Good memories of loved ones? That’s the forte of Leila’s Hair Museum in Independence, Missouri. Back in the 1800s, before the advent of photography, the classic way to remember a deceased loved one was to snip off strands of the deceased party’s hair and weave it into jewelry—a broche, a necklace—even a picture frame. Ogle examples of the “art form” during a lively-narrated tour.
Human bones, hair….and penises? That’s the theme of the Icelandic Phallological Museum in Reykjavik, which displays 200 of them, collected from all types of mammals found in Iceland—whales, polar bears, seals, and yes, Homo sapiens. Expect crowds, It’s popular.

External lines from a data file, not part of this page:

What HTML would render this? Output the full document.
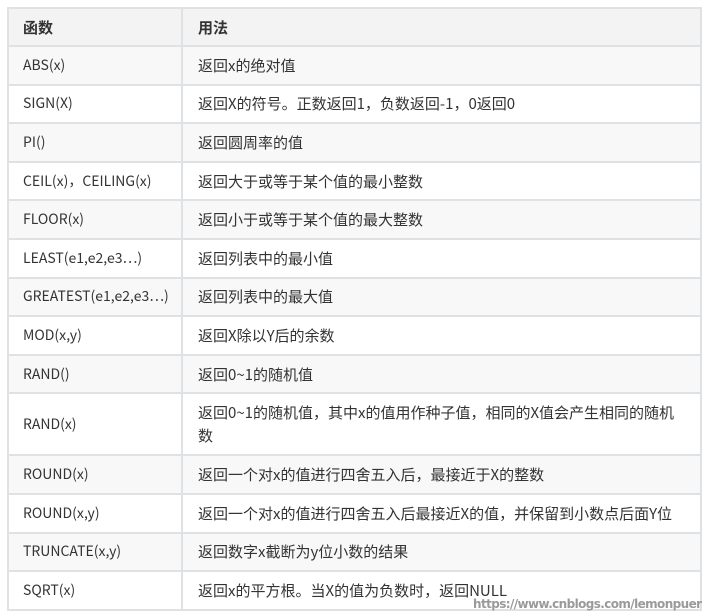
<!DOCTYPE html>
<html><head><meta charset="utf-8"><style>
html,body{margin:0;padding:0;background:#fff;width:708px;height:616px;overflow:hidden;position:relative}
table{position:absolute;left:7px;top:7px;width:695px;border-collapse:collapse;font-family:"Noto Sans CJK SC","Liberation Sans",sans-serif;font-size:15px;color:#333}
td,th{border:2px solid #dfe2e5;padding:0 0 0 15px;height:36.6px;text-align:left;vertical-align:middle;line-height:23px}
th{background:#f3f3f3;font-weight:bold;height:36px}
tr:nth-child(even) td{background:#f8f8f8}
td:first-child,th:first-child{width:158px;padding-left:14px}
td:first-child{font-size:14px}
.wm{position:absolute;left:473px;top:597px;font-family:"DejaVu Sans",sans-serif;font-size:12px;color:#9a9a9a;font-weight:bold;letter-spacing:-0.6px;white-space:nowrap}
</style></head><body>
<table>
<tr><th>函数</th><th>用法</th></tr>
<tr><td>ABS(x)</td><td>返回x的绝对值</td></tr>
<tr><td>SIGN(X)</td><td>返回X的符号。正数返回1，负数返回-1，0返回0</td></tr>
<tr><td>PI()</td><td>返回圆周率的值</td></tr>
<tr><td>CEIL(x)，CEILING(x)</td><td>返回大于或等于某个值的最小整数</td></tr>
<tr><td>FLOOR(x)</td><td>返回小于或等于某个值的最大整数</td></tr>
<tr><td>LEAST(e1,e2,e3…)</td><td>返回列表中的最小值</td></tr>
<tr><td>GREATEST(e1,e2,e3…)</td><td>返回列表中的最大值</td></tr>
<tr><td>MOD(x,y)</td><td>返回X除以Y后的余数</td></tr>
<tr><td>RAND()</td><td>返回0~1的随机值</td></tr>
<tr><td style="height:60px">RAND(x)</td><td style="padding-right:12px">返回0~1的随机值，其中x的值用作种子值，相同的X值会产生相同的随机数</td></tr>
<tr><td>ROUND(x)</td><td>返回一个对x的值进行四舍五入后，最接近于X的整数</td></tr>
<tr><td>ROUND(x,y)</td><td>返回一个对x的值进行四舍五入后最接近X的值，并保留到小数点后面Y位</td></tr>
<tr><td>TRUNCATE(x,y)</td><td>返回数字x截断为y位小数的结果</td></tr>
<tr><td>SQRT(x)</td><td>返回x的平方根。当X的值为负数时，返回NULL</td></tr>
</table>
<div class="wm">https://www.cnblogs.com/lemonpuer</div>
</body></html>
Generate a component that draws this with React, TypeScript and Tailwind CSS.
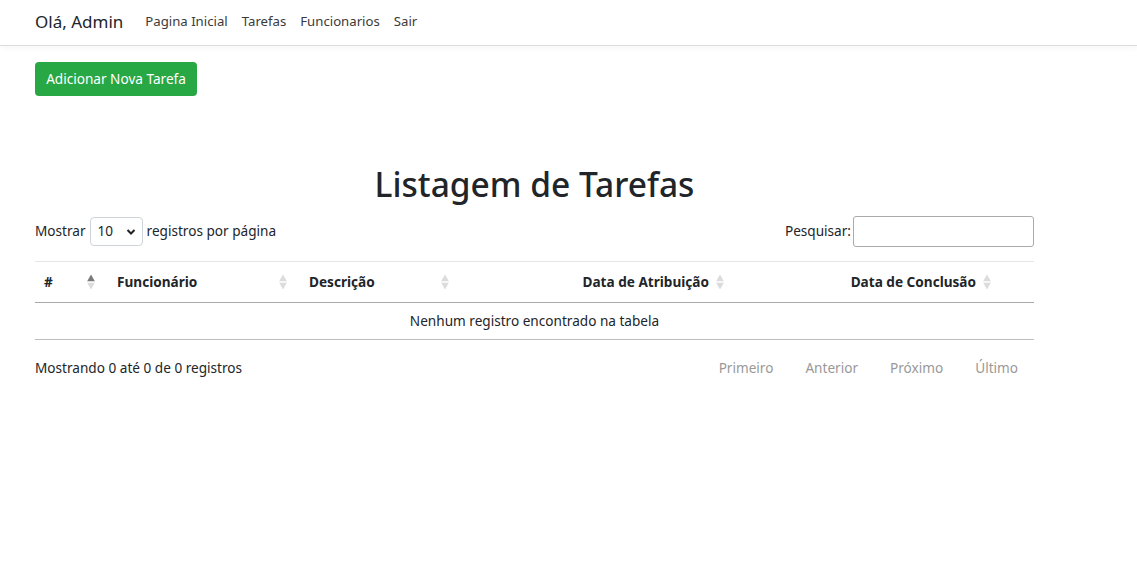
function SortIcon({ active }: { active?: boolean }) {
  return (
    <span className="absolute right-[13px] top-1/2 -translate-y-1/2 flex flex-col items-center gap-[1px]">
      <svg width="8" height="7" viewBox="0 0 8 7">
        <path d="M4 0 L8 7 L0 7 Z" fill={active ? "#7a7a7a" : "#dcdcdc"} />
      </svg>
      <svg width="8" height="7" viewBox="0 0 8 7">
        <path d="M0 0 L8 0 L4 7 Z" fill="#dcdcdc" />
      </svg>
    </span>
  );
}

export default function App() {
  return (
    <div className="min-h-[573px] bg-white text-[13.6px] text-[#212529] font-['Noto_Sans',sans-serif]">
      <nav className="h-[46px] border-b border-[#dcdcdc] shadow-[0_2px_6px_rgba(0,0,0,0.04)] flex items-center px-[35px]">
        <span className="text-[17px] mr-[22px] -mt-[2px]">Olá, Admin</span>
        <div className="flex gap-[14px] text-[13.2px] text-[#3a3a3a] -mt-[2px]">
          <a>Pagina Inicial</a>
          <a>Tarefas</a>
          <a>Funcionarios</a>
          <a>Sair</a>
        </div>
      </nav>

      <main className="px-[35px] pt-[16px]">
        <button className="h-[34px] w-[162px] rounded-[4px] bg-[#28a745] text-white text-[13.6px]">
          Adicionar Nova Tarefa
        </button>

        <div className="w-[999px]">
          <h1 className="mt-[62px] text-center text-[33.5px] font-medium leading-[52px] text-[#212529]">
            Listagem de Tarefas
          </h1>

          <div className="flex items-center justify-between mt-[6px]">
            <div className="flex items-center gap-[4px]">
              <span>Mostrar</span>
              <div className="relative w-[53px] h-[29px] border border-[#ced4da] rounded-[4px] flex items-center pl-[7px]">
                <span>10</span>
                <svg className="absolute right-[6px] top-[10px]" width="10" height="8" viewBox="0 0 10 8">
                  <path d="M1.5 2 L5 5.5 L8.5 2" stroke="#222" strokeWidth="2" fill="none" />
                </svg>
              </div>
              <span>registros por página</span>
            </div>
            <div className="flex items-center gap-[2px]">
              <span>Pesquisar:</span>
              <input className="w-[181px] h-[31px] border border-[#aaa] rounded-[3px] outline-none" />
            </div>
          </div>

          <table className="w-[999px] mt-[14px] border-collapse table-fixed">
            <colgroup>
              <col className="w-[73px]" />
              <col className="w-[192px]" />
              <col className="w-[162px]" />
              <col className="w-[275px]" />
              <col className="w-[267px]" />
              <col className="w-[30px]" />
            </colgroup>
            <thead>
              <tr className="border-t border-[#e5e5e5] border-b border-b-[#a9a9a9] h-[41px]">
                <th className="relative text-left font-bold pl-[9px]">
                  #
                  <SortIcon active />
                </th>
                <th className="relative text-left font-bold pl-[9px]">
                  Funcionário
                  <SortIcon />
                </th>
                <th className="relative text-left font-bold pl-[9px]">
                  Descrição
                  <SortIcon />
                </th>
                <th className="relative text-right font-bold pr-[28px]">
                  Data de Atribuição
                  <SortIcon />
                </th>
                <th className="relative text-right font-bold pr-[28px]">
                  Data de Conclusão
                  <SortIcon />
                </th>
                <th></th>
              </tr>
            </thead>
            <tbody>
              <tr className="border-b border-[#bcbcbc] h-[37px]">
                <td colSpan={6} className="text-center">
                  Nenhum registro encontrado na tabela
                </td>
              </tr>
            </tbody>
          </table>

          <div className="flex items-center justify-between mt-[18px]">
            <span>Mostrando 0 até 0 de 0 registros</span>
            <div className="flex text-[#999]">
              <span className="px-[16px]">Primeiro</span>
              <span className="px-[16px]">Anterior</span>
              <span className="px-[16px]">Próximo</span>
              <span className="px-[16px]">Último</span>
            </div>
          </div>
        </div>
      </main>
    </div>
  );
}
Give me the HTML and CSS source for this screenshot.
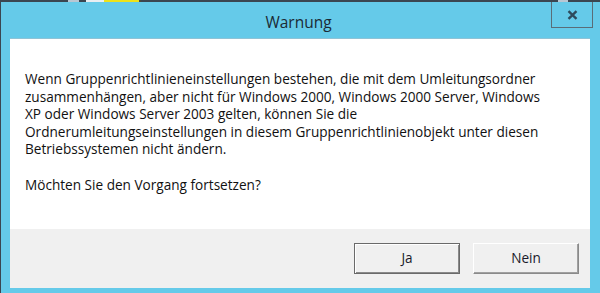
FILE: index.html
```html
<!DOCTYPE html>
<html lang="de">
<head>
    <meta charset="UTF-8">
    <meta name="viewport" content="width=device-width, initial-scale=1.0">
    <title>Warnung</title>
    <link rel="stylesheet" href="styles.css">
</head>
<body>

    <div class="behind">
        <span class="seg seg-dark1"></span>
        <span class="seg seg-grey"></span>
        <span class="seg seg-gap"></span>
        <span class="seg seg-white"></span>
        <span class="seg seg-yellow"></span>
        <span class="seg seg-dark2"></span>
        <span class="seg seg-grey2"></span>
    </div>

    <div class="window">
        <div class="titlebar">
            <span class="title">Warnung</span>
            <button class="close" title="Schließen">
                <svg width="11" height="10" viewBox="0 0 11 10">
                    <path d="M1.5 1.2 L9.5 8.8 M9.5 1.2 L1.5 8.8" stroke="#2d4b5c" stroke-width="2.4" fill="none"/>
                </svg>
            </button>
        </div>

        <div class="client">
            <div class="content">
                <p>Wenn Gruppenrichtlinieneinstellungen bestehen, die mit dem Umleitungsordner<br>
                zusammenhängen, aber nicht für Windows 2000, Windows 2000 Server, Windows<br>
                XP oder Windows Server 2003 gelten, können Sie die<br>
                Ordnerumleitungseinstellungen in diesem Gruppenrichtlinienobjekt unter diesen<br>
                Betriebssystemen nicht ändern.</p>
                <p class="question">Möchten Sie den Vorgang fortsetzen?</p>
            </div>
            <div class="footer">
                <button class="btn btn-default">Ja</button>
                <button class="btn">Nein</button>
            </div>
        </div>
    </div>

</body>
</html>
```

FILE: styles.css
```css
body {
    margin: 0;
    padding: 0 0 0 1px;
    overflow: hidden;
    background: #3b4651;
    font-family: 'Open Sans', 'Noto Sans', sans-serif;
}
/* Streifen des dahinterliegenden Fensters */
.behind {
    height: 2px;
    display: flex;
}
.seg {
    height: 2px;
}
.seg-dark1 { width: 67px; }
.seg-grey { width: 11px; background: #b9c7d3; }
.seg-gap { width: 7px; }
.seg-white { width: 18px; background: #e9eef2; }
.seg-yellow { width: 35px; background: #eee21a; border-right: 2px solid #4a4a3a; }
.seg-dark2 { width: 417px; }
.seg-grey2 { width: 10px; background: #b9c7d3; }

.window {
    background: #65cae9;
    padding: 0 10px 5px 9px;
}
.titlebar {
    position: relative;
    height: 36px;
    display: flex;
    align-items: center;
    justify-content: center;
}
.title {
    font-size: 15.5px;
    color: #1b2a35;
    padding: 4px 3px 0 0;
}
.close {
    position: absolute;
    top: 0;
    right: -3px;
    width: 42px;
    height: 26px;
    padding: 0;
    border: 1px solid #5a6d78;
    border-top: none;
    background: transparent;
    display: flex;
    align-items: center;
    justify-content: center;
}
.client {
    height: 250px;
    display: flex;
    flex-direction: column;
    border-top: 1px solid #8fc3d6;
    box-sizing: border-box;
}
.content {
    flex: 1;
    background: #ffffff;
    padding: 31px 0 0 15px;
    font-size: 13.6px;
    line-height: 17.6px;
    color: #111111;
    white-space: nowrap;
}
.content p {
    margin: 0;
}
.content .question {
    margin-top: 17.6px;
}
.footer {
    height: 59px;
    background: #f0f0f0;
    display: flex;
    align-items: center;
    justify-content: flex-end;
    gap: 13px;
    padding-right: 11px;
}
.btn {
    width: 106px;
    height: 31px;
    font-family: 'Open Sans', 'Noto Sans', sans-serif;
    font-size: 13.6px;
    color: #1a1a2a;
    background: #f0f0f0;
    border: 1px solid;
    border-color: #ffffff #8a8a8a #8a8a8a #ffffff;
    box-shadow: inset -1px -1px 0 #a0a0a0;
    padding: 0 0 2px 0;
}
.btn-default {
    border: 1px solid #6a6a6a;
    box-shadow: inset 1px 1px 0 #ffffff, inset -1px -1px 0 #8a8a8a;
}
```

Back in Kansas they collect marbles, not body parts. Moon Marble Company, in Bonner Springs, just outside Kansas City, was born of necessity. The owner had been making wooden toys and game boards but had trouble locating the marbles needed for their use. So, he decided to produce them. He now demonstrates glassblowing and explains marbles’ history to customers, who clog the place picking up their treasures to take home, ranging from pee-wees to 50mm giants.
Glass to neon? Not a huge leap. And no place does neon like Las Vegas. Let’s end our tour with a stop at its Neon Museum, aka the Boneyard, where 200 restored and repaired signs that once served casinos now live—including the Golden Nugget of 1946, Vegas’ first casino, the iconic Silver Slipper of 1955, and even Happy Shirt, “cleaners to the stars.” Guided tours only. Open at night, too, when the signs are lit up.
And when in Vegas, don’t miss The Mob Museum, housed in the actual courthouse where Senator Estes Kefauver cracked down on organized crime. You’re read the Miranda Act in the elevator that opens upon the “slums of New York,” which tempted Irish, Jewish, and Italian immigrants to turn to crime. Organized crime, that is. It infiltrated industries from garment workers to longshoremen, from sports to Hollywood films to booze and prostitution. Experience Chicago’s Valentine’s Day Massacre of 1929, and J. Edgar Hoover’s efforts to nab Dillinger and Pretty Boy Floyd. View a video of a Cosa Nostra initiation. Then practice on a Tommy gun or revolver before you leave. Just in case.